» What you are asked to do:
Write out again exactly the lines from the one containing "Reproduce this screenshot" through the one containing "Generate a standalone", both included, and omit the pictures.

begin Records provided

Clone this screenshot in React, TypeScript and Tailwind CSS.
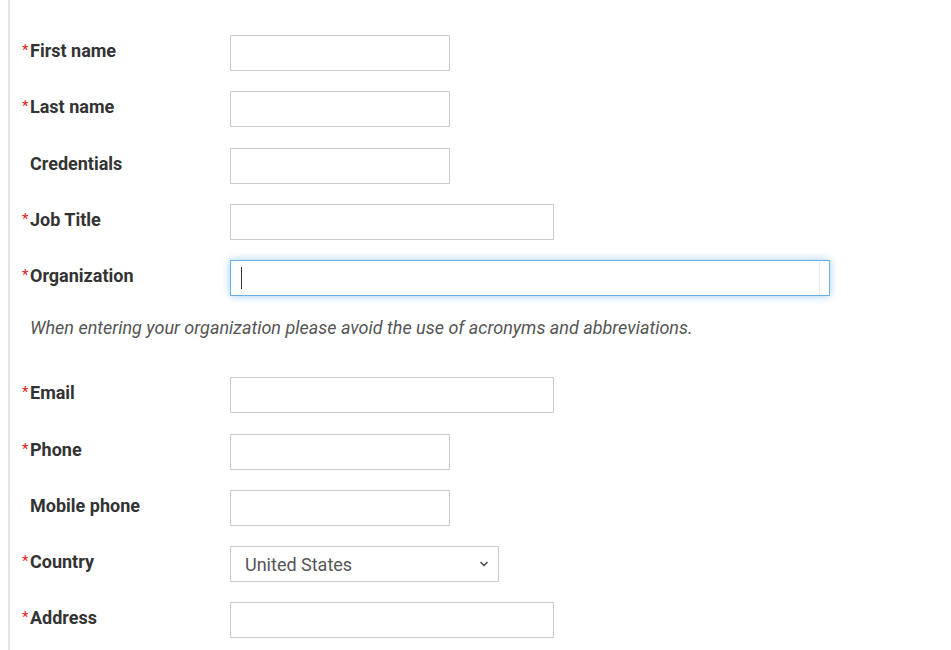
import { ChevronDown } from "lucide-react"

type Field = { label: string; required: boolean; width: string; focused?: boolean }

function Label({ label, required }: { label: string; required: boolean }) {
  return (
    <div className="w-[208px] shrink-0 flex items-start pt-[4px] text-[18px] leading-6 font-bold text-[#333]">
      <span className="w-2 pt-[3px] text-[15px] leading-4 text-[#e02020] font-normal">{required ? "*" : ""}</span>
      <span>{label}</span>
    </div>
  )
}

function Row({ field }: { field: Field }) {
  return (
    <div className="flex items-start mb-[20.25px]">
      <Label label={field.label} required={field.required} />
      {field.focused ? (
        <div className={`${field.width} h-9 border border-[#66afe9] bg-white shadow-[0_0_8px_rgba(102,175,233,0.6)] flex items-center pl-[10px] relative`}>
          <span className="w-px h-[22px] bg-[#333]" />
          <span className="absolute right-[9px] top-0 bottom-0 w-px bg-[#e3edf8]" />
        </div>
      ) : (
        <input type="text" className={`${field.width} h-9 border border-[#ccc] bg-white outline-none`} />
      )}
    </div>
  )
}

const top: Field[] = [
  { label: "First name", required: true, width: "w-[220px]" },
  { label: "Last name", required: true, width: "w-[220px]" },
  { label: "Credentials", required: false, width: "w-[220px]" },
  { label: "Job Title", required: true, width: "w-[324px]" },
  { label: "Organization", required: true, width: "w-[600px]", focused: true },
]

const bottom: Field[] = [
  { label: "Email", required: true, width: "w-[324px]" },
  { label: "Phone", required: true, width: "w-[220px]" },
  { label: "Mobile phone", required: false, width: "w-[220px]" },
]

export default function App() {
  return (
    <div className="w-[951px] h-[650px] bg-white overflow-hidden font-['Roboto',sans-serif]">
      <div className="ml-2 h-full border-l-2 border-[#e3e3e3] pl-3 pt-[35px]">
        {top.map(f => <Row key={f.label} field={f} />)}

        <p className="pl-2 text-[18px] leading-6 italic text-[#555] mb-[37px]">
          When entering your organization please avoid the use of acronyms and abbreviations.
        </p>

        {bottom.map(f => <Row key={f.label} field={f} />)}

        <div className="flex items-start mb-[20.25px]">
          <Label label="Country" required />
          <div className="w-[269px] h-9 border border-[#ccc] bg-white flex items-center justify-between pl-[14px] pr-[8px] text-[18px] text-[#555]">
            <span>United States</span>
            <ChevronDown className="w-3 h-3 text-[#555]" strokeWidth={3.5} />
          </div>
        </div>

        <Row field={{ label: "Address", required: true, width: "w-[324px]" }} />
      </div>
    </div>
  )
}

end Records provided
begin Records provided

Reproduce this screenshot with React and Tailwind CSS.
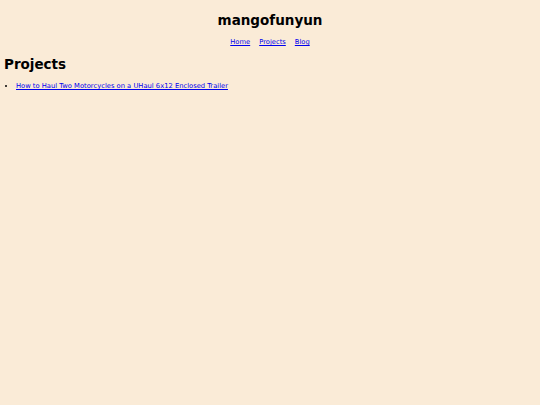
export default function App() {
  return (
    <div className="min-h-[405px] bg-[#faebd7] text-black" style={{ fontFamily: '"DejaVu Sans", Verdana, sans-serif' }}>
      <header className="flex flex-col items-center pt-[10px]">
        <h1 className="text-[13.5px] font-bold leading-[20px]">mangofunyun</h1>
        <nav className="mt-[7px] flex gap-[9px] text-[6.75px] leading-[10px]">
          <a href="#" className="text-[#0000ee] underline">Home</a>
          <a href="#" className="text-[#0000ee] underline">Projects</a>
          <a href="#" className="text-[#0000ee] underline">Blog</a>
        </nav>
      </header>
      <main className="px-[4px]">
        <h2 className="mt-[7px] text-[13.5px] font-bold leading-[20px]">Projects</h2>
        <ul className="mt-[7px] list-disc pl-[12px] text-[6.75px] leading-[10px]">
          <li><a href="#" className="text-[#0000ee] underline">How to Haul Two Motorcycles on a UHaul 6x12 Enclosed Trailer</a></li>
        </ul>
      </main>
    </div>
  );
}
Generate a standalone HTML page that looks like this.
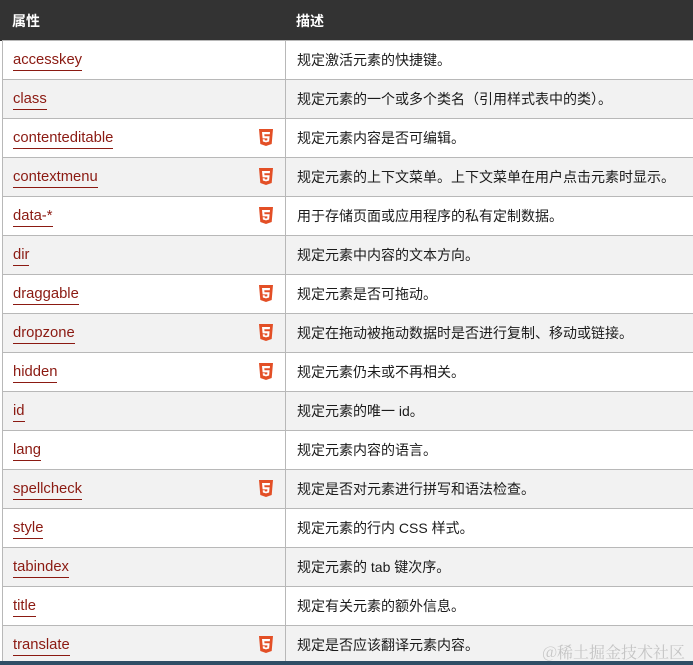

end Records provided

» Solution for this task:
Reproduce this screenshot with React and Tailwind CSS.
export default function App() {
  return (
    <div className="min-h-[405px] bg-[#faebd7] text-black" style={{ fontFamily: '"DejaVu Sans", Verdana, sans-serif' }}>
      <header className="flex flex-col items-center pt-[10px]">
        <h1 className="text-[13.5px] font-bold leading-[20px]">mangofunyun</h1>
        <nav className="mt-[7px] flex gap-[9px] text-[6.75px] leading-[10px]">
          <a href="#" className="text-[#0000ee] underline">Home</a>
          <a href="#" className="text-[#0000ee] underline">Projects</a>
          <a href="#" className="text-[#0000ee] underline">Blog</a>
        </nav>
      </header>
      <main className="px-[4px]">
        <h2 className="mt-[7px] text-[13.5px] font-bold leading-[20px]">Projects</h2>
        <ul className="mt-[7px] list-disc pl-[12px] text-[6.75px] leading-[10px]">
          <li><a href="#" className="text-[#0000ee] underline">How to Haul Two Motorcycles on a UHaul 6x12 Enclosed Trailer</a></li>
        </ul>
      </main>
    </div>
  );
}
Generate a standalone HTML page that looks like this.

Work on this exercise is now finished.